Vi è poi il racconto drammatico della lotta ferina tra i due e dell’uccisione di Abele, colpito con una grossa pietra in testa.
Dio, di fronte a questo atto estremo, si materializza davanti a Caino e lo guarda a lungo negli occhi. Il dialogo tra i due è di un’intensità drammatica senza pari:
«Signore, ho ucciso mio fratello Abele, ma se Tu sai tutto sai anche che prima lui era intenzionato a uccidermi».
«Però non l’ha fatto».
«E questo che mi viene a significare? Avere pensato di uccidermi non è la stessa cosa che avermi ucciso?»

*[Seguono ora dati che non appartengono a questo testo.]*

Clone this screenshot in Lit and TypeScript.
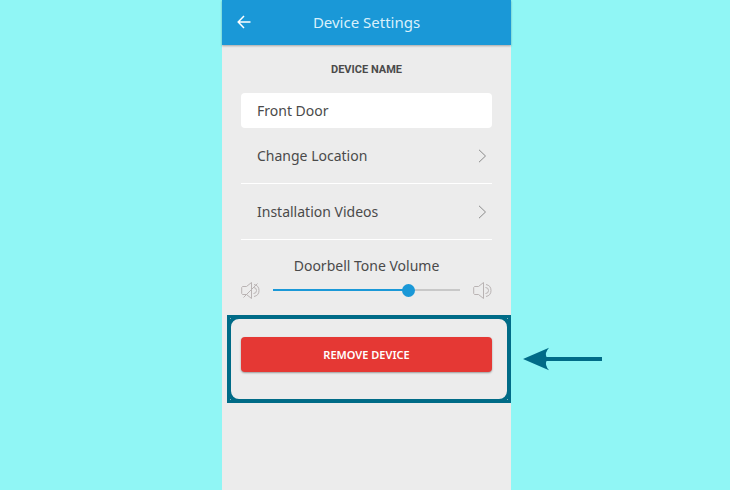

«No, non è la stessa cosa. Lui ha operato una scelta. Voleva ucciderti, poi ha scelto di lasciarti in vita. Avresti potuto fare lo stesso, ma tu hai fatto un’altra scelta. Questo finché vivrà il mondo sarà l’impegno dell’uomo: fare le giuste scelte».
È questa la sostanza del messaggio di Caino: «che non esiste la predestinazione e che Dio ha ragione, possiamo scegliere.»
Caino continua a vivere in mezzo a noi: «Forse perché ormai sono diventato solo un simbolo. Un simbolo necessario, perché senza il male il bene non esisterebbe.»